Moving on from diet talk - I have been busy planning a Halloween party as well. We are going to have a big (?) 'adult' party - Tommy will hopefully be with a babysitter for the evening so we won't have to worry about how people behave when they're intoxicated. So far it looks like our turnout isn't going to be very good and that's really disappointing, but I'll throw it out to a couple of my mailing lists and we'll see what happens. Anyway, we've been working hard on figuring out decorations, menus, alcohol, costumes. Very fun and exciting, can't wait to see how it all turns out. I'm throwing the party jointly with Deb and Heidi, so it's bound to be interesting.

We may even all get so crazy that we sing karaoke. I hope not. :-) I got a karaoke machine from my parents for my birthday and just realized that I SUCK!! What a surprise - here I thought I was so good. I suck royally. It's almost been an incentive to stop singing, but since I usually don't abuse anyone else's ears, I suppose it's okay if I keep singing in private haha. Hearing my voice over that microphone I really do sound like a dying whale. Terrible. I embarass myself. haha I'm hoping if I practice more I can keep from sounding so awful that I hurt my own ears.
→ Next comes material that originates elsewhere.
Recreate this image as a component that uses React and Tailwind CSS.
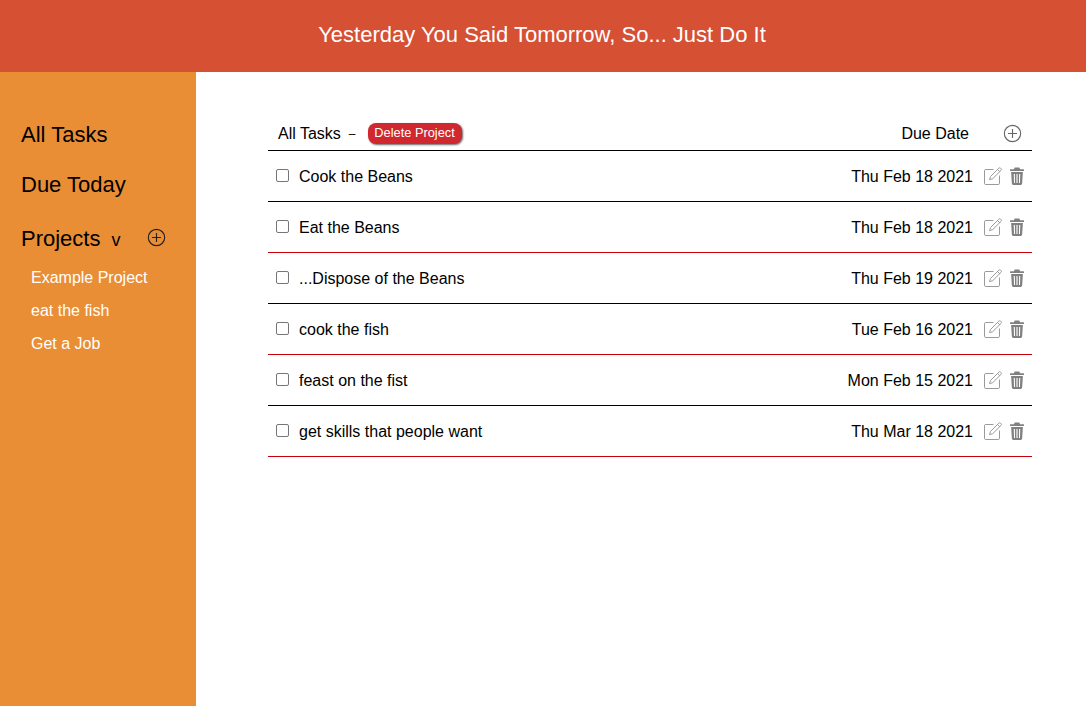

What else is going on currently? Hmmmm. Well, I'm thinking seriously about my own education. Our first priority right now is to get Emmett into law school, but I've been wondering lately if I might go to school also. We will have to figure out how the grants and financial aid go because obviously we can't both claim that we are 'single parents'. But I think that may not be as much of a benefit for Emmett anyway since he is going to be going to graduate school and I'm still finishing my undergraduate degree. So we have to figure all this out. But assuming that Emmett doesn't get much benefit from being a 'single parent', I could get a LOT of assistance to finish up my degree and, if that's the case, then I definitely need to do that. I feel a little bit guilty about that, since for all intents and purposes I am not a single parent, but I figure that I'm not reaping the benefits of being married (tax break, potential social security benefits, etc.) so I might as well reap the benefits of being single. It may be that all of my tuition, books and supplies would be covered and I may be eligible for subsidized student loans to cover my living expenses in which case I could basically go to school and work a couple of days a week to cover Tommy's day care expenses. We'll have to see, but I am definitely going to start the application process and see what happens. I really hate the idea of putting my education on hold for another four years. I'm trying really hard to be trusting, but I have to admit a part of me is still scared that I will wait 4 years for Emmett to finish law school and, at some point our relationship will falter and I'll be left without my education and a decent job. I'll be 37 years old with no education, no means to give my child the things I want for him. Not to mention that I'll be without my family intact and diminshed hope for having any more children. It would be horrifically depressing to find myself in that situation so I'm going to try like the devil to avoid ending up there.

Well, better run for now - Sesame Street is almost over and that boy has had MORE than enough tv already today (1.5 hours - ug - there is a new schedule on our local PBS station and it's been harder to time his television watching than it used to be because Sesame Street comes on like an hour and a half later than it used to). I've got to reconfigure our time to so that he's not watching so much. He's getting to be a real pain about tv - he throws an absolute fit when I turn it off and that's unacceptable. I'll throw the damn thing in the trash. Of course Emmett is the television watcher in our family so he might have something to say about that. :-)

I'll try to make time to do recap later tonight.

Love,
Melissa








salvation army - momma momma momma and then stop - musn't always respond to that

leap frog visit


Friday, October 08, 2004

Our Week

Time just seems to get away from me these days...part of the problem is that my work schedule feels like it's been more intense lately, I don't know, maybe it's just that the job is taking more out of me these days.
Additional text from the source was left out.